6. Strengths, Limitations, and Comparative Analysis
MatchSum offers several notable strengths:
- Summary-level comparison: Directly optimizes for summary-level semantic similarity, rather than aggregate per-sentence salience.
- Architectural simplicity: Requires only a Siamese encoder with a margin-based contrastive loss.
- Empirical effectiveness: Achieves new state-of-the-art results for extractive summarization on multiple benchmarks.
The primary limitations are:
- Candidate dependence: If the initial content selection stage omits an essential sentence, recovery is impossible.
- Scalability: Combinatorial candidate enumeration becomes challenging for large values of ext/sel.
- Diminishing returns for long summaries: For domains with very long summaries (e.g., PubMed), absolute gains are reduced.
A comparative table with key baselines is shown below.
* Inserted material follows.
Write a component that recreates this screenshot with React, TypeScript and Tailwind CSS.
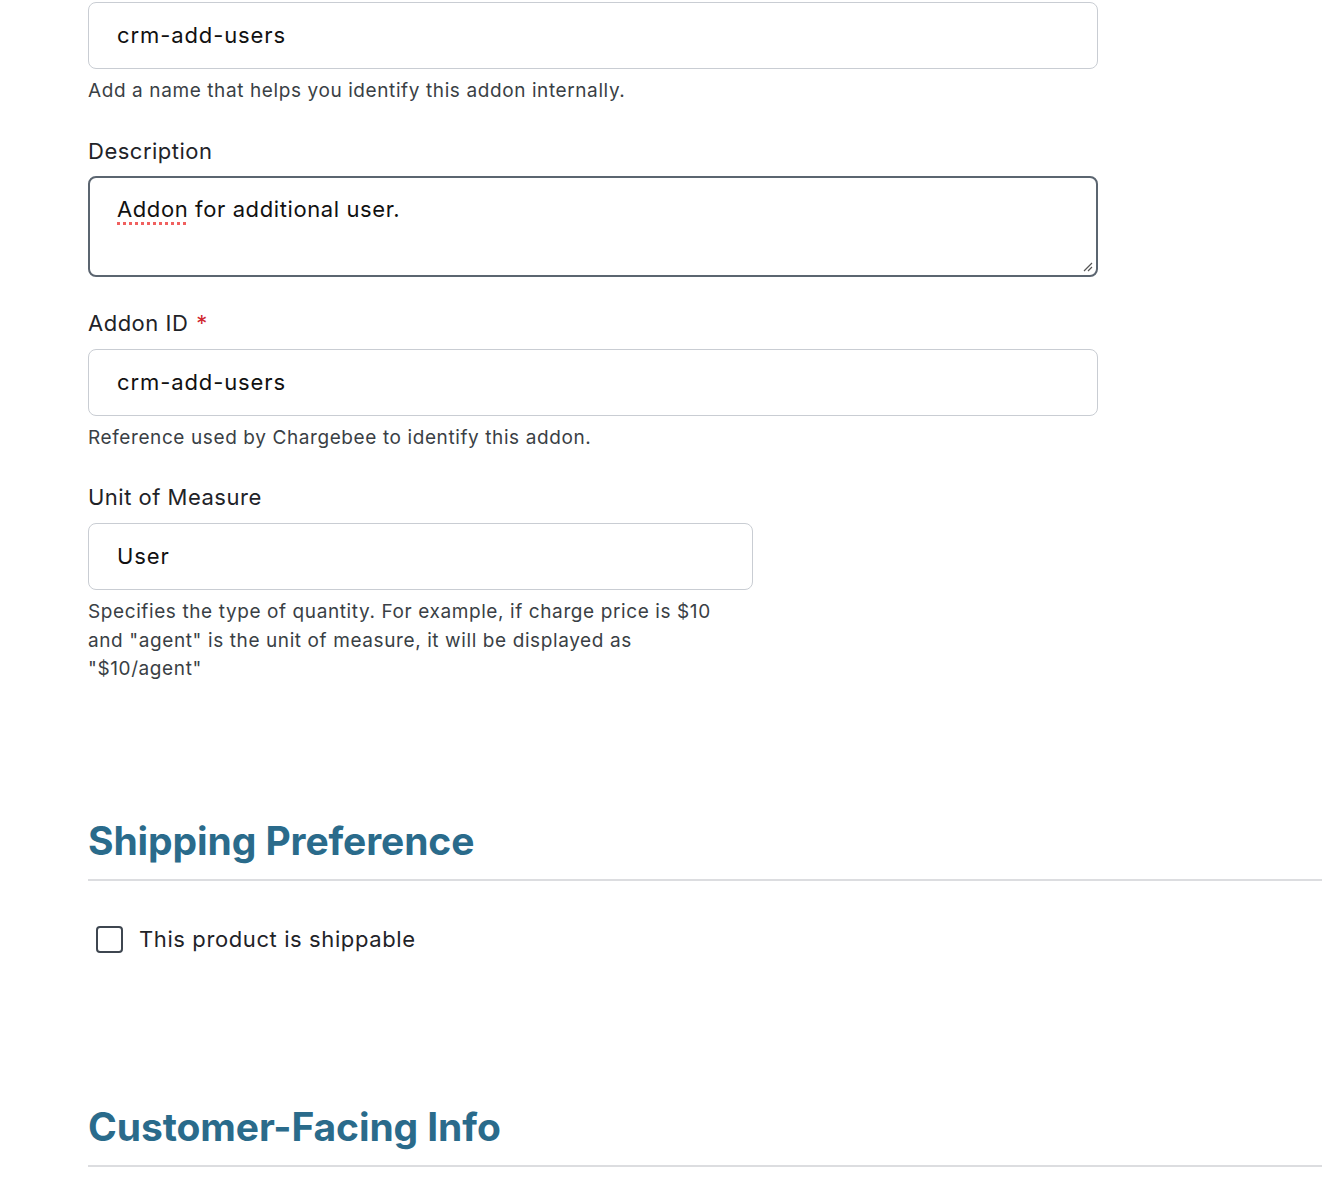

| Model | ROUGE-1 | ROUGE-2 | ROUGE-L |
|---|---|---|---|
| BertExt + Tri-blocking | 43.23 | 20.22 | 39.60 |
| MatchSum (BERT-base) | 44.22 | 20.62 | 40.38 |
| MatchSum (RoBERTa-base) | 44.41 | 20.86 | 40.55 |
7. Future Directions
Potential avenues for future research include:
- Richer matching functions: Leveraging cross-attention mechanisms between document and candidate summary, moving beyond pure Siamese architectures.
- End-to-end pruning and matching: Jointly learning content selection and summary matching in an integrated framework.
- Hierarchical encoding: Integrating sentence-level and summary-level features within a unified network.
- Dynamic candidate generation: Employing beam search or reinforcement learning to incrementally construct summaries under the summary-matching objective.
In summary, MatchSum reframes extractive summarization as a summary-level contrastive matching problem, demonstrating that semantic proximity between document and candidate—rather than sentence-level salience—is a more robust criterion for extractive summary selection (Zhong et al., 2020).